Smith: Representative bodies that can add value to their members and make a credible contribution to the debate on mortgage regulation are always to be welcomed in the mortgage arena.
Hurst: I think it is more appropriate to look at the potential added value a lobbying group could provide rather than satisfying a suggested generic need. The conclusion of the debate over regulation of packagers will almost certainly provide a catalyst for change in this market. Lobbying groups have the opportunity to not only represent the views of their members but also create a unity and bond that can help in developing and driving a sector forward.
The significant advantage that packagers have in creating such a trade body is the number of companies involved. It is simply easier to court the opinion and agree common ground with 100 firms rather than 20,000 individuals.
Will other life offices follow the lead of Legal & General and sell off their banks and mortgage books to focus on their core business of life and pensions?
Charlesworth: I do not think that the sale was prompted by any particular change in the market that would suggest that other insurance companies will follow suit. The sale suited L&G because of their strategic objectives. With the current issues facing many insurance companies, increased activity in the banking and mortgage sectors may be more likely, as evidenced by the recent development at Zurich.
Smith: Other life companies with banking subsidiaries will have their own priorities. This represented an excellent deal for L&G and for Northern Rock but it is not necessarily the beginning of a trend.

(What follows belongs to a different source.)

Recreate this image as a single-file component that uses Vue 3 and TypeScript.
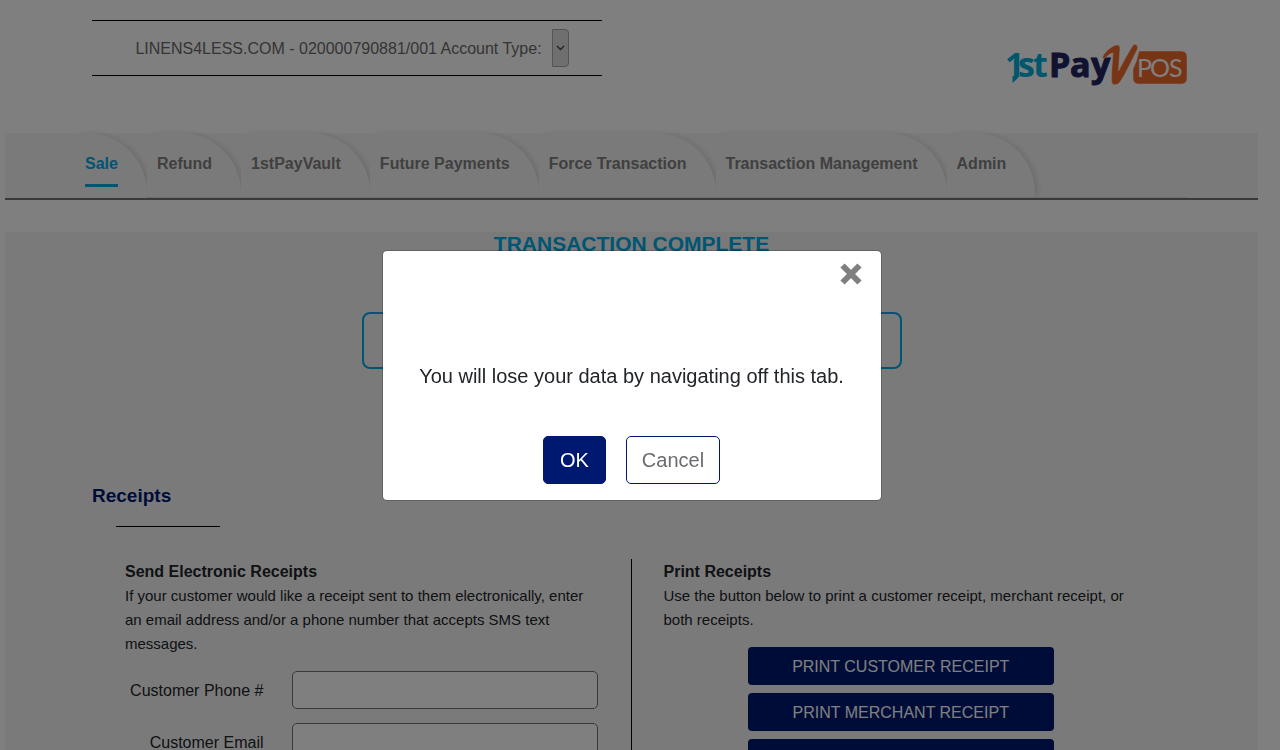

Hurst: I do not believe so. Most people in the market expect there to be an element of consolidation but I doubt that this will be led by anything more that individual corporate strategic goals. It was per haps 10 years ago that a significant number of firms in various industries returned to core product lines and business units. Although the emergence of the global village induced conglomerate strategies, when margins are tight, most firms return to what they know best.